▸ **DATASET CONTENT**
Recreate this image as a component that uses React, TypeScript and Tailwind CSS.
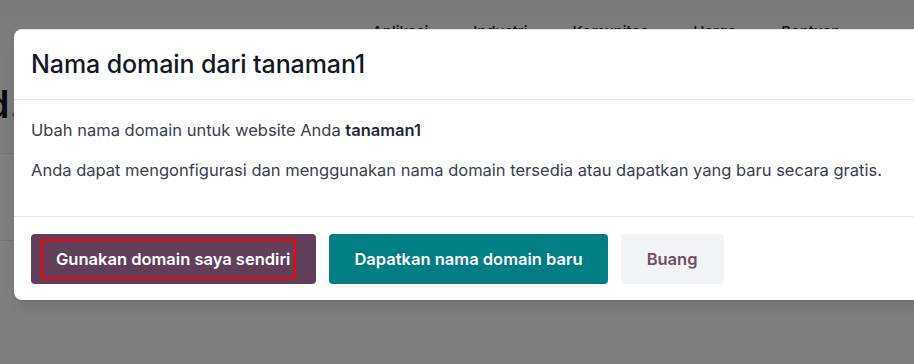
import React from 'react';

const navItems = ['Aplikasi', 'Industri', 'Komunitas', 'Harga', 'Bantuan'];

function PageBehind() {
  return (
    <div className="h-full bg-white">
      {/* Header */}
      <div className="h-[27px] bg-[#f5f6f4]" />
      <div className="h-[133px] border-b border-[#e5e7eb] bg-[#f7f8f6] relative">
        <div className="flex gap-[45px] pl-[372px] -mt-[6px] text-[15px] font-medium text-[#1f2937]">
          {navItems.map(item => (
            <span key={item}>{item}</span>
          ))}
        </div>
        <div className="absolute left-[-48px] top-[64px] text-[38px] font-semibold text-[#111827] leading-none">
          Ind<span className="text-[#e0711c]">.</span>
        </div>
      </div>
      <div className="h-[87px] border-b border-[#e5e7eb]" />
    </div>
  );
}

function DomainModal() {
  return (
    <div className="absolute left-[14px] top-[29px] w-[940px] rounded-l-lg bg-white border-t border-[#e5e7eb] shadow-lg">
      {/* Header */}
      <div className="h-[70px] flex items-center px-[17px] border-b border-[#e5e7eb]">
        <h1 className="text-[25px] font-medium text-[#111827] tracking-[-0.1px]">Nama domain dari tanaman1</h1>
      </div>

      {/* Body */}
      <div className="px-[17px] pt-[18px] pb-[34px] text-[16.5px] text-[#374151] leading-[24px]">
        <p className="mb-[16px]">
          Ubah nama domain untuk website Anda <strong className="font-semibold text-[#1f2937]">tanaman1</strong>
        </p>
        <p>Anda dapat mengonfigurasi dan menggunakan nama domain tersedia atau dapatkan yang baru secara gratis.</p>
      </div>

      {/* Footer */}
      <div className="flex gap-[13px] px-[17px] pt-[17px] pb-[16px] border-t border-[#e5e7eb]">
        <button className="h-[50px] flex items-center pl-[10px] pr-[20px] rounded bg-[#613f5a] text-white text-[16.5px] font-semibold">
          <span className="h-[40px] flex items-center pl-[13px] pr-[4px] border-2 border-[#ff0000]">
            Gunakan domain saya sendiri
          </span>
        </button>
        <button className="h-[50px] px-[25px] rounded bg-[#017e84] text-white text-[16.5px] font-semibold">
          Dapatkan nama domain baru
        </button>
        <button className="h-[50px] px-[26px] rounded bg-[#f3f4f6] text-[#714b67] text-[16.5px] font-semibold">
          Buang
        </button>
      </div>
    </div>
  );
}

export default function App() {
  return (
    <div className="relative h-[364px] w-[914px] overflow-hidden font-['Inter',sans-serif]">
      <PageBehind />
      <div className="absolute inset-0 bg-black/50" />
      <DomainModal />
    </div>
  );
}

▸ **INSTRUCTION**
All of the material above is to be copied exactly, except for its images.

▸ **EXERCISE SOLUTION**
Recreate this image as a component that uses React, TypeScript and Tailwind CSS.
import React from 'react';

const navItems = ['Aplikasi', 'Industri', 'Komunitas', 'Harga', 'Bantuan'];

function PageBehind() {
  return (
    <div className="h-full bg-white">
      {/* Header */}
      <div className="h-[27px] bg-[#f5f6f4]" />
      <div className="h-[133px] border-b border-[#e5e7eb] bg-[#f7f8f6] relative">
        <div className="flex gap-[45px] pl-[372px] -mt-[6px] text-[15px] font-medium text-[#1f2937]">
          {navItems.map(item => (
            <span key={item}>{item}</span>
          ))}
        </div>
        <div className="absolute left-[-48px] top-[64px] text-[38px] font-semibold text-[#111827] leading-none">
          Ind<span className="text-[#e0711c]">.</span>
        </div>
      </div>
      <div className="h-[87px] border-b border-[#e5e7eb]" />
    </div>
  );
}

function DomainModal() {
  return (
    <div className="absolute left-[14px] top-[29px] w-[940px] rounded-l-lg bg-white border-t border-[#e5e7eb] shadow-lg">
      {/* Header */}
      <div className="h-[70px] flex items-center px-[17px] border-b border-[#e5e7eb]">
        <h1 className="text-[25px] font-medium text-[#111827] tracking-[-0.1px]">Nama domain dari tanaman1</h1>
      </div>

      {/* Body */}
      <div className="px-[17px] pt-[18px] pb-[34px] text-[16.5px] text-[#374151] leading-[24px]">
        <p className="mb-[16px]">
          Ubah nama domain untuk website Anda <strong className="font-semibold text-[#1f2937]">tanaman1</strong>
        </p>
        <p>Anda dapat mengonfigurasi dan menggunakan nama domain tersedia atau dapatkan yang baru secara gratis.</p>
      </div>

      {/* Footer */}
      <div className="flex gap-[13px] px-[17px] pt-[17px] pb-[16px] border-t border-[#e5e7eb]">
        <button className="h-[50px] flex items-center pl-[10px] pr-[20px] rounded bg-[#613f5a] text-white text-[16.5px] font-semibold">
          <span className="h-[40px] flex items-center pl-[13px] pr-[4px] border-2 border-[#ff0000]">
            Gunakan domain saya sendiri
          </span>
        </button>
        <button className="h-[50px] px-[25px] rounded bg-[#017e84] text-white text-[16.5px] font-semibold">
          Dapatkan nama domain baru
        </button>
        <button className="h-[50px] px-[26px] rounded bg-[#f3f4f6] text-[#714b67] text-[16.5px] font-semibold">
          Buang
        </button>
      </div>
    </div>
  );
}

export default function App() {
  return (
    <div className="relative h-[364px] w-[914px] overflow-hidden font-['Inter',sans-serif]">
      <PageBehind />
      <div className="absolute inset-0 bg-black/50" />
      <DomainModal />
    </div>
  );
}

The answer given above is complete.